* **WHAT THIS TASK INVOLVES**
Every line from the top of the records through the line containing "const headers = ['CN" should be retyped exactly; the pictures should not.

------------------------------------

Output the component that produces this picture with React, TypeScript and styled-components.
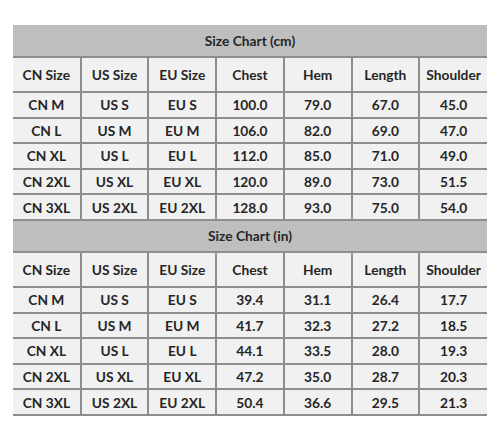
import styled, { createGlobalStyle } from 'styled-components';

const GlobalStyle = createGlobalStyle`
  html, body {
    margin: 0;
    padding: 0;
    background: #ffffff;
  }
`;

const headers = ['CN Size', 'US Size', 'EU Size', 'Chest', 'Hem', 'Length', 'Shoulder'];

const cmRows = [
  ['CN M', 'US S', 'EU S', '100.0', '79.0', '67.0', '45.0'],
  ['CN L', 'US M', 'EU M', '106.0', '82.0', '69.0', '47.0'],
  ['CN XL', 'US L', 'EU L', '112.0', '85.0', '71.0', '49.0'],
  ['CN 2XL', 'US XL', 'EU XL', '120.0', '89.0', '73.0', '51.5'],
  ['CN 3XL', 'US 2XL', 'EU 2XL', '128.0', '93.0', '75.0', '54.0'],
];

const inRows = [
  ['CN M', 'US S', 'EU S', '39.4', '31.1', '26.4', '17.7'],
  ['CN L', 'US M', 'EU M', '41.7', '32.3', '27.2', '18.5'],
  ['CN XL', 'US L', 'EU L', '44.1', '33.5', '28.0', '19.3'],
  ['CN 2XL', 'US XL', 'EU XL', '47.2', '35.0', '28.7', '20.3'],
  ['CN 3XL', 'US 2XL', 'EU 2XL', '50.4', '36.6', '29.5', '21.3'],
];

const App = () => {
  return (
    <Page>
      <GlobalStyle />
      <Chart>
        <tbody>
          <ChartBlock title="Size Chart (cm)" rows={cmRows} />
          <ChartBlock title="Size Chart (in)" rows={inRows} />
        </tbody>
      </Chart>
    </Page>
  );
};

export default App;

const ChartBlock = ({ title, rows }: { title: string; rows: string[][] }) => (
  <>
    <TitleRow>
      <TitleCell colSpan={7}>{title}</TitleCell>
    </TitleRow>
    <HeadRow>
      {headers.map((h) => (
        <Cell key={h}>{h}</Cell>
      ))}
    </HeadRow>
    {rows.map((row) => (
      <DataRow key={row[0]}>
        {row.map((v, i) => (
          <Cell key={i}>{v}</Cell>
        ))}
      </DataRow>
    ))}
  </>
);

const Page = styled.div`
  width: 500px;
  height: 430px;
  padding: 25px 13px 0 13px;
  box-sizing: border-box;
  background: #ffffff;
`;

const Chart = styled.table`
  width: 474px;
  border-collapse: collapse;
  table-layout: fixed;
  font-family: Lato, 'Liberation Sans', sans-serif;
  font-size: 13.75px;
  font-weight: 700;
  color: #262626;
`;

const TitleRow = styled.tr`
  height: 32px;
`;

const TitleCell = styled.td`
  background: #bebebe;
  text-align: center;
  padding: 0;
  border-bottom: 2px solid #8e8e8e;
`;

const HeadRow = styled.tr`
  height: 35px;
`;

const DataRow = styled.tr`
  height: 25.6px;
`;

const Cell = styled.td`
  background: #f1f1f1;
  text-align: center;
  padding: 0;
  border: 2px solid #8e8e8e;
  border-top: none;
  &:first-child {
    border-left: none;
  }
  &:last-child {
    border-right: none;
  }
`;
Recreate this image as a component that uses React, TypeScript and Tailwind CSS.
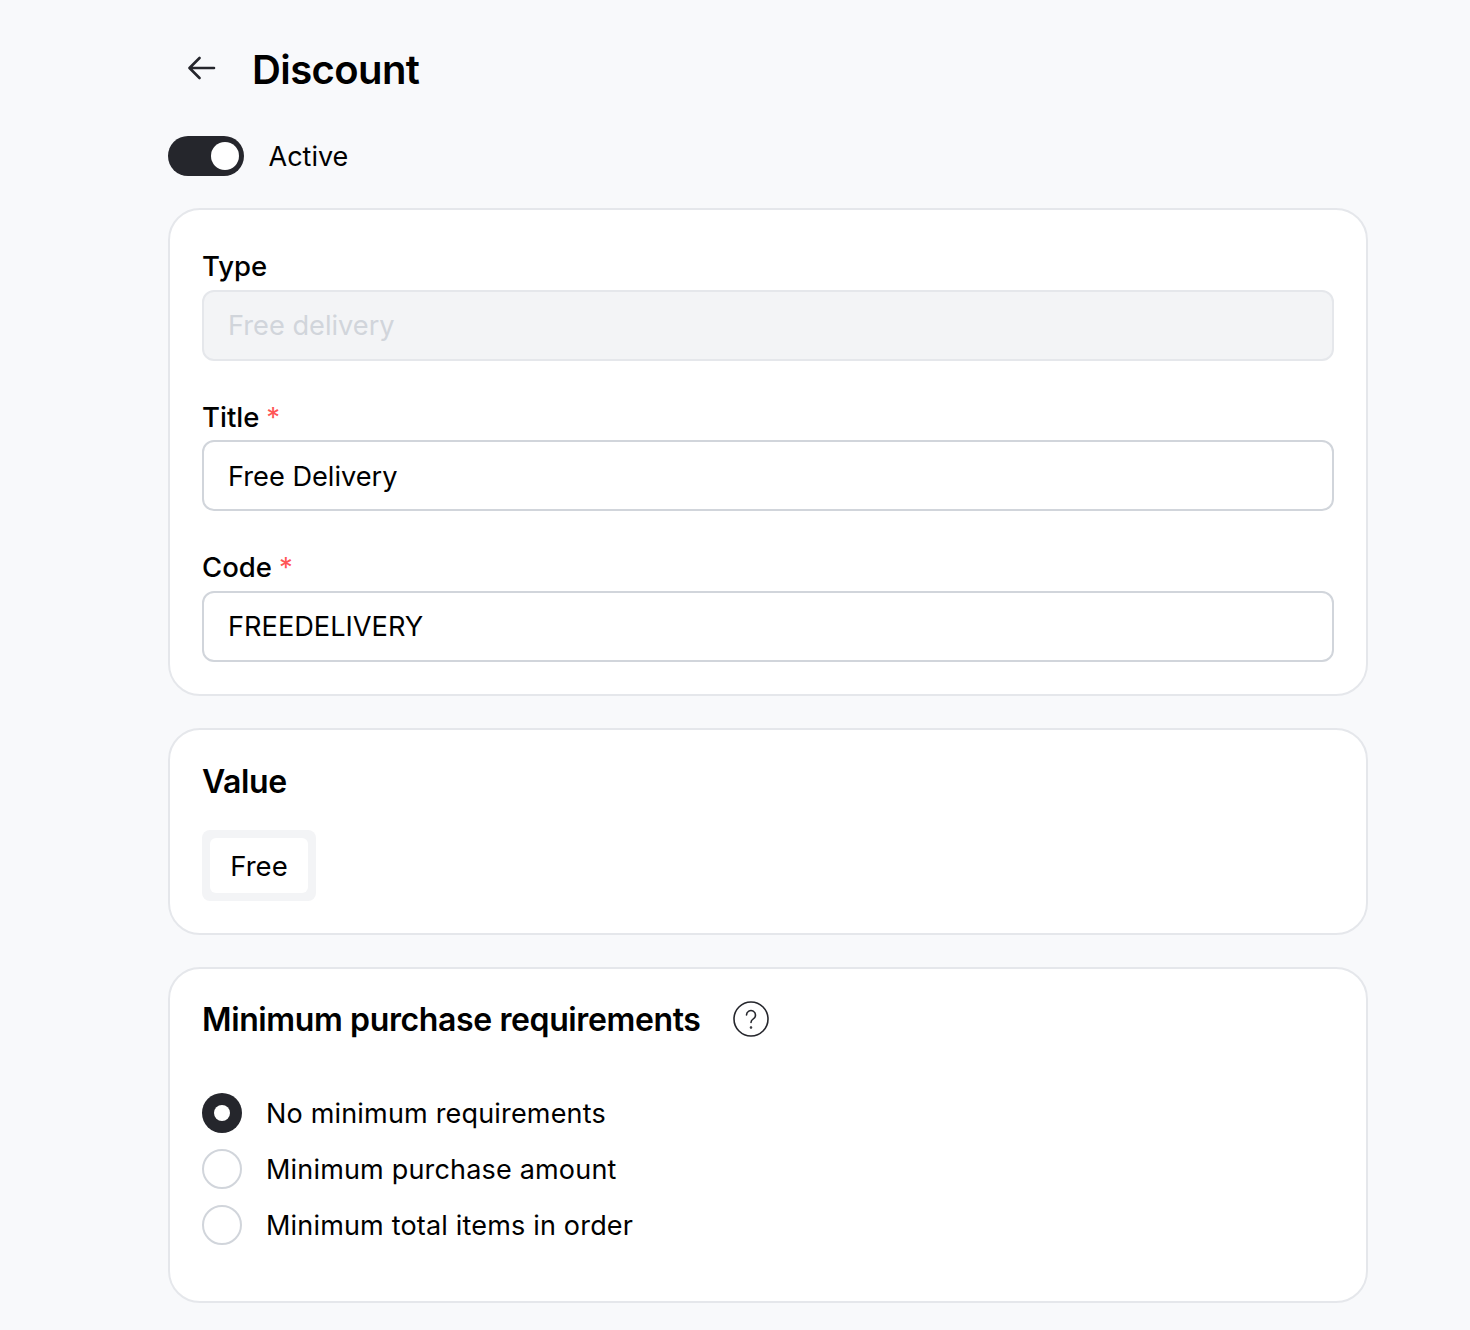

------------------------------------

* **TASK SOLUTION**
Output the component that produces this picture with React, TypeScript and styled-components.
import styled, { createGlobalStyle } from 'styled-components';

const GlobalStyle = createGlobalStyle`
  html, body {
    margin: 0;
    padding: 0;
    background: #ffffff;
  }
`;

const headers = ['CN Size', 'US Size', 'EU Size', 'Chest', 'Hem', 'Length', 'Shoulder'];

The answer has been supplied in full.